A quick little introduction to this blog, just in case someone stumbles across it sometime.  It's just a personal journal recording my thoughts as I go through and slowly watch the original run of Star Trek.

My previous Star Trek experience is somewhat limited.  My parents were classic Trekkies, but I never saw much; they had grown out of it by the time I was old enough to be interested.  I've seen several of the movies: the original five I saw years ago, probably the early to mid 90s.  Later, I added Generations and First Contact to that list.  A few scattered episodes of Next Generation made their way into that, and I actually watched the pilot for Deep Space 9 (I want to say I saw it on a Saturday; maybe it was a repeat of the next week after it's original Sunday showing).

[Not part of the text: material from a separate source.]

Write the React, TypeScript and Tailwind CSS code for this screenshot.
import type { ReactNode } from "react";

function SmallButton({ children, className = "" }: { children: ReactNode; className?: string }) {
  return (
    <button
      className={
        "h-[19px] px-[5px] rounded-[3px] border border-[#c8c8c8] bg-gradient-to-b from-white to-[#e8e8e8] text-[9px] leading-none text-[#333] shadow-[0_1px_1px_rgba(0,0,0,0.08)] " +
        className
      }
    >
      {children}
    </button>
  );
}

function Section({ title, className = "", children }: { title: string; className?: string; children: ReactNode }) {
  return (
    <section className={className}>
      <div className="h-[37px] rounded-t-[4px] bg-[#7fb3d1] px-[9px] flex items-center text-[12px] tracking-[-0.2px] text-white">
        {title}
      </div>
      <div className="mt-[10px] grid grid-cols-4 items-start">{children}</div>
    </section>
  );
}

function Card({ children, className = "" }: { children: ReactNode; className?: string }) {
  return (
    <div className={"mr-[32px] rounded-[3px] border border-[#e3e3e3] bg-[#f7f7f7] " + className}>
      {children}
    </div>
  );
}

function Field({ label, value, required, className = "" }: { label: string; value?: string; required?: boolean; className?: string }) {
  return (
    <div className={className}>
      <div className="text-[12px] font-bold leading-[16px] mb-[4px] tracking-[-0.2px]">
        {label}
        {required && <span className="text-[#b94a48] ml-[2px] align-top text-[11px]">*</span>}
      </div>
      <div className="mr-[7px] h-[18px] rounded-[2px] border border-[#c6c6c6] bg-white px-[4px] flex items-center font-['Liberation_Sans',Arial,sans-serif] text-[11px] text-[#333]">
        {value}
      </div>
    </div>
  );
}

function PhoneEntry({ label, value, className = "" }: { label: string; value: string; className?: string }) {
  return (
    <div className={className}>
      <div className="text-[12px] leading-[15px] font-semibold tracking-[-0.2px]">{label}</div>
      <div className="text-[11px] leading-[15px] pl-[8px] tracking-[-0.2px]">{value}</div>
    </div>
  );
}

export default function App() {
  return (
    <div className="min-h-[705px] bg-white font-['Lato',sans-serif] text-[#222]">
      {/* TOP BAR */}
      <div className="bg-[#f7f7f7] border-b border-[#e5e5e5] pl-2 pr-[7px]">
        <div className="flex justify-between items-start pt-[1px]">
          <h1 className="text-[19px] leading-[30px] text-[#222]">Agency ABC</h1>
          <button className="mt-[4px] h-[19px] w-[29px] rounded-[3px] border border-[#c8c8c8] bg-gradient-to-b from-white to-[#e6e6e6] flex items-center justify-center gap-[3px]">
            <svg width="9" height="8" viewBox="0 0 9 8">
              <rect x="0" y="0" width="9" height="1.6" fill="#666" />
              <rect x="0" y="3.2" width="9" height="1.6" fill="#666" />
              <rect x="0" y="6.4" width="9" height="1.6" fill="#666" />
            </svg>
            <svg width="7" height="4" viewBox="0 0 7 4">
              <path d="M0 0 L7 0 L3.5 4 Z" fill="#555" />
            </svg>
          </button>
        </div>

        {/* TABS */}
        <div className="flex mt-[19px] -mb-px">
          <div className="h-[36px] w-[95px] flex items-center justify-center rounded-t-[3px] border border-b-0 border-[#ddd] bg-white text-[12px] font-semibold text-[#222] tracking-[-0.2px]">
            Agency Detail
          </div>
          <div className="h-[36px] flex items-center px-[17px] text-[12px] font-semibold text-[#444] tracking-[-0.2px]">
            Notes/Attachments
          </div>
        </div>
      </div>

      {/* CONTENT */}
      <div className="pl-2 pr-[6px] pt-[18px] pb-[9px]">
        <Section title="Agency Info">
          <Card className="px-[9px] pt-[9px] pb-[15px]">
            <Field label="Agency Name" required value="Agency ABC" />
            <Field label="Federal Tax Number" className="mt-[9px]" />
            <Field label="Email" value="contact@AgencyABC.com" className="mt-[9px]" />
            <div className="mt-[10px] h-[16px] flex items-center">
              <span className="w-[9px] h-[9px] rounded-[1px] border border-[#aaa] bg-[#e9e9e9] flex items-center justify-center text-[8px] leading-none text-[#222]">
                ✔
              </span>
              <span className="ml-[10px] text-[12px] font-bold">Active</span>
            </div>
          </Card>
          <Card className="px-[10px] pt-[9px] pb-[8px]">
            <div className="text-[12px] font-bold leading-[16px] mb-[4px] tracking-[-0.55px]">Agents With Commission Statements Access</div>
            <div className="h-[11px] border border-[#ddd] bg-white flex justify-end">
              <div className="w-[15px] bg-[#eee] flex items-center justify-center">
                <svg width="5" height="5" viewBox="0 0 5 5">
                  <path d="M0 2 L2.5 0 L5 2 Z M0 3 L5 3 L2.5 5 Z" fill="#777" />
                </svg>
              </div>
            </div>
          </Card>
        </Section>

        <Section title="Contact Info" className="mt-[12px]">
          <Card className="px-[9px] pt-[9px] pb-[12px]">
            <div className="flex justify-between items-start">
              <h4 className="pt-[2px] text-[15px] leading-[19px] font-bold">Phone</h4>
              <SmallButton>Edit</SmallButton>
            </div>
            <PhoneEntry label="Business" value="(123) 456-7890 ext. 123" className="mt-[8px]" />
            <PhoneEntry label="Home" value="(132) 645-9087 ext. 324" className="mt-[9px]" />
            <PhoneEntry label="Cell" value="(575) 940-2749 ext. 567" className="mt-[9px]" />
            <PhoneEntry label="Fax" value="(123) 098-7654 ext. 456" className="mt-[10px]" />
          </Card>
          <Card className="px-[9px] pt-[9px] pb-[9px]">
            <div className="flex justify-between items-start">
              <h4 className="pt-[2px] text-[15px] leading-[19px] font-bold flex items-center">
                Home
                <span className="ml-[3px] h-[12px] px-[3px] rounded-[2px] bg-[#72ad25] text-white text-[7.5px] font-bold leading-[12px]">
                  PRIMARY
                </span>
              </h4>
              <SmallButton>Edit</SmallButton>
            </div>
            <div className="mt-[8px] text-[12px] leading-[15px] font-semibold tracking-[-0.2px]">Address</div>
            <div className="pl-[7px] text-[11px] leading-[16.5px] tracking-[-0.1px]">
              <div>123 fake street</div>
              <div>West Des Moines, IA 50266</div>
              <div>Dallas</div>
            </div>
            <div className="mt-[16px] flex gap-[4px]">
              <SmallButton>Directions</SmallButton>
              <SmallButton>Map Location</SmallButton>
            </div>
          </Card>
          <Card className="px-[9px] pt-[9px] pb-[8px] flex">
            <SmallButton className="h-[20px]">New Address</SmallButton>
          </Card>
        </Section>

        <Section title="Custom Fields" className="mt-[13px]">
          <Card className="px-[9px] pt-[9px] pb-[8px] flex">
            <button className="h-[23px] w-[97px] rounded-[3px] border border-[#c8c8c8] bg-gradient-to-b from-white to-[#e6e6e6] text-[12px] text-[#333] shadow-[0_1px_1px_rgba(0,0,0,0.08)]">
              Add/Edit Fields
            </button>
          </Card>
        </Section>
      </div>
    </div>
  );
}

I have opinions on all of those, but I'll get to that later, maybe.

More recently, I saw Star Trek VI (with the Rifftrax treatment) and Star Trek (2009), and maybe two or three episodes of classic Trek on one of those odd-numbered, free-TV stations that shows old programming (but then they moved the time, I think earlier, making it overlap with WWE Smackdown, and so I missed out after that!), and I picked up a couple of those compilation DVDs that I may have watched an episode or two on.

My other experience is with pop culture and internet memes.  Picard facepalming, "KAAAAAAHN!" and Shatner's often-joked-about delivery, backstage drama with Shatner, and Takei's sudden, slightly obnoxious presence on the internet.

In short: I'm going into watching the original three seasons somewhat blind, and with no timetables.  As of this writing, I'm three episodes into it, and planning to do a blog each episode, both for prosperity and just to keep working those writing muscles.  Here goes!